### REQUIRED TASK
Return each line containing the string "this".

### LISTED RECORDS
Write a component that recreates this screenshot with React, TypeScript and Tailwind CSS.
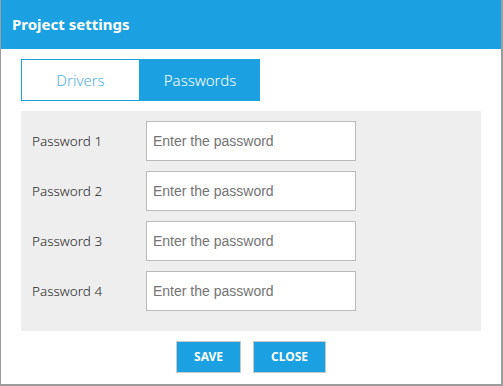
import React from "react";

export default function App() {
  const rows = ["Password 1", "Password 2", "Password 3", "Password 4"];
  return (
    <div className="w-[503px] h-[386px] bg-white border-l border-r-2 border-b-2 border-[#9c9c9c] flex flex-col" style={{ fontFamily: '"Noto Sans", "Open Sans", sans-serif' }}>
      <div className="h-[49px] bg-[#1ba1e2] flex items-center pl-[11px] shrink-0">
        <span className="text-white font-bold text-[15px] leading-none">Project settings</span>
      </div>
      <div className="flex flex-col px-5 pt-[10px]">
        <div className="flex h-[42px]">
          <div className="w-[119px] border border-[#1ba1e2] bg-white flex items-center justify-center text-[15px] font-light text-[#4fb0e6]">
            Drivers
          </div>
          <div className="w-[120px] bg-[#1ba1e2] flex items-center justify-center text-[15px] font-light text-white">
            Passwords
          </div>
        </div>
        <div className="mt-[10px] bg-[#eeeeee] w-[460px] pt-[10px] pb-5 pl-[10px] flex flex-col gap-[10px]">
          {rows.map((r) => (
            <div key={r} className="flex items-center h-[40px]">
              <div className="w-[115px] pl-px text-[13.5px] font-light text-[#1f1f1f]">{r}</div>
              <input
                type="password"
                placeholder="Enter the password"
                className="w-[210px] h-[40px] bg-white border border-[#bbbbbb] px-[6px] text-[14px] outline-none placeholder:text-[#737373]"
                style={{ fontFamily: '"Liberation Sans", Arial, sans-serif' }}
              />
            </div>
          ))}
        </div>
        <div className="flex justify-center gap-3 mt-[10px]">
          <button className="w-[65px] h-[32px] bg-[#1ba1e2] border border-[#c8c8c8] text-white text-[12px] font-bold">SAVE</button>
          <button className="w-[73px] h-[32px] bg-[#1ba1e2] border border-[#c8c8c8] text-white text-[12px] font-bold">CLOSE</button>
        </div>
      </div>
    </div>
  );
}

--

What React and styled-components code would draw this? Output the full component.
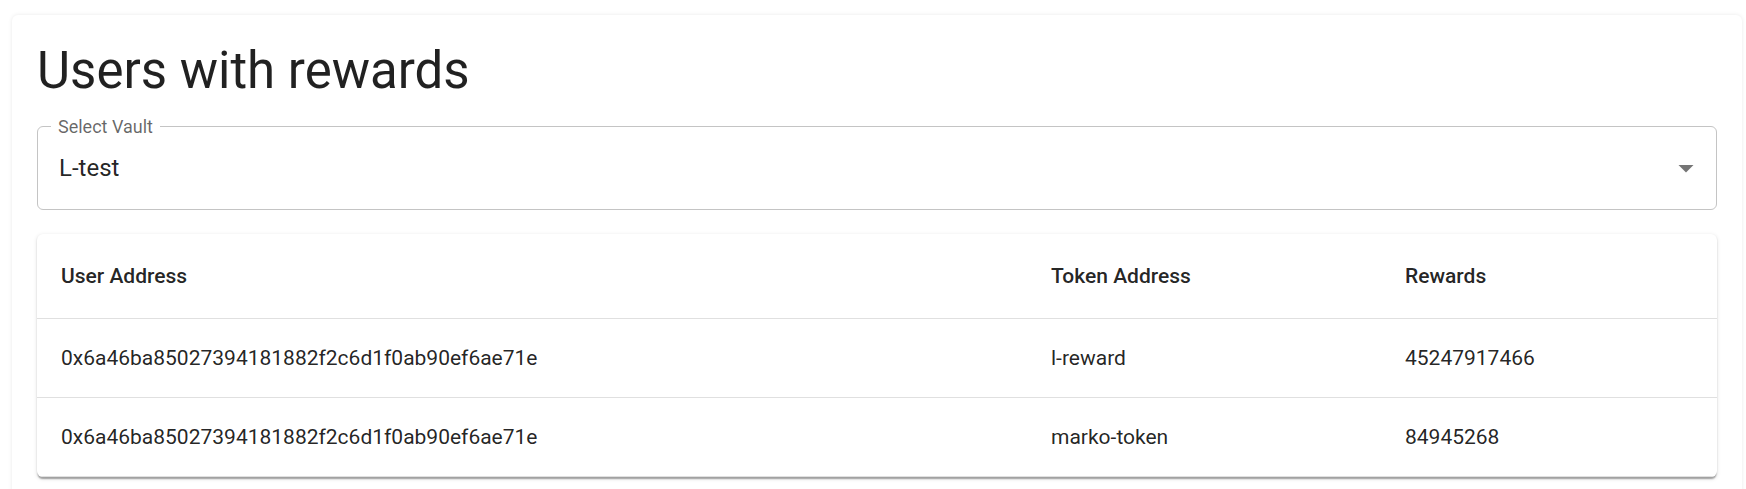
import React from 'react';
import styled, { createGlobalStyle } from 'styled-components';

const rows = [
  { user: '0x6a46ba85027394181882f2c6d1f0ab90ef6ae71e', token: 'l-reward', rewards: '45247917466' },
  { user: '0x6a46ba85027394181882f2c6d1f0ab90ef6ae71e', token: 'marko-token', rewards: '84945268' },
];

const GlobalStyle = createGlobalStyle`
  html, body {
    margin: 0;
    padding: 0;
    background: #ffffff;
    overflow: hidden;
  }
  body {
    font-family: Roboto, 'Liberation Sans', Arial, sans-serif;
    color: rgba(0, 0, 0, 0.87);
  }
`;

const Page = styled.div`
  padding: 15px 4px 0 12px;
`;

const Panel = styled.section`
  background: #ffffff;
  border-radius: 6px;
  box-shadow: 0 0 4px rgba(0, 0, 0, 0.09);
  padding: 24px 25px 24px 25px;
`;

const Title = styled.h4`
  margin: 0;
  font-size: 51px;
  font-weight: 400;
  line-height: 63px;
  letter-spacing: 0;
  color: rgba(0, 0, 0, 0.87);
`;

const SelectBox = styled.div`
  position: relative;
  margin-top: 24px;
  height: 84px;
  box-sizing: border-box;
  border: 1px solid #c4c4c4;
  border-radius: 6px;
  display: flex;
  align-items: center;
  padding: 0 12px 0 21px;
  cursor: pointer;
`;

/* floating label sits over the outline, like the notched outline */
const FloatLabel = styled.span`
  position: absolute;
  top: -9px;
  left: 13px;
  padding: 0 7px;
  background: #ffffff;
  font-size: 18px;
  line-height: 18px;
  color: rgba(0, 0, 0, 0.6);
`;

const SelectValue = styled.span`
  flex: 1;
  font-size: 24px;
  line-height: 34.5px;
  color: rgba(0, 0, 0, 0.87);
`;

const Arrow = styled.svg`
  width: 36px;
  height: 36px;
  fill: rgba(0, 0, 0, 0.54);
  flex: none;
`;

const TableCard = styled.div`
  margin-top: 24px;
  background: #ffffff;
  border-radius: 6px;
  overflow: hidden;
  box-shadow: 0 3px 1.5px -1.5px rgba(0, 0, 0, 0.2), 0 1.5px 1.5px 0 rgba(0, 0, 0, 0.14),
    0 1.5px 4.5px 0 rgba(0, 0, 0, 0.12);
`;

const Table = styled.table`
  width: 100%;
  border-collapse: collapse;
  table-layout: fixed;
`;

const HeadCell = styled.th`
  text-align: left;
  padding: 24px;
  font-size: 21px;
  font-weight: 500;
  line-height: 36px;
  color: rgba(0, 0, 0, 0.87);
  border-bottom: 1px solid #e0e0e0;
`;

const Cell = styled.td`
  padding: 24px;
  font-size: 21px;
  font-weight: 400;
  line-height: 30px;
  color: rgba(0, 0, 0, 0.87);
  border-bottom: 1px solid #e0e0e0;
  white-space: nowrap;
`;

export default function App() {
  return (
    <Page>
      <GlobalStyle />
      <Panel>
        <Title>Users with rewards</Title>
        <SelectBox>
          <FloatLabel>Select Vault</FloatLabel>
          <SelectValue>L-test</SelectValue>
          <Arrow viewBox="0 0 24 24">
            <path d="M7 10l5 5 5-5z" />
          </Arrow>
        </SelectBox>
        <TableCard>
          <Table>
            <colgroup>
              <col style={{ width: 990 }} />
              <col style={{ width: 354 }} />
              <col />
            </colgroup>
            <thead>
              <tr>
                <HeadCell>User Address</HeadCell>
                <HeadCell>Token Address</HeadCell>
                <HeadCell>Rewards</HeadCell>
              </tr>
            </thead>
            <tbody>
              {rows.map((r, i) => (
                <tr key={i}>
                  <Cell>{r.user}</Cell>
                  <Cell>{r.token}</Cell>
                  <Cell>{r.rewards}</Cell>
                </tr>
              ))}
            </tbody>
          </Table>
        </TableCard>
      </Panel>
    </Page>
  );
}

### EXERCISE ANSWER
Write a component that recreates this screenshot with React, TypeScript and Tailwind CSS.
What React and styled-components code would draw this? Output the full component.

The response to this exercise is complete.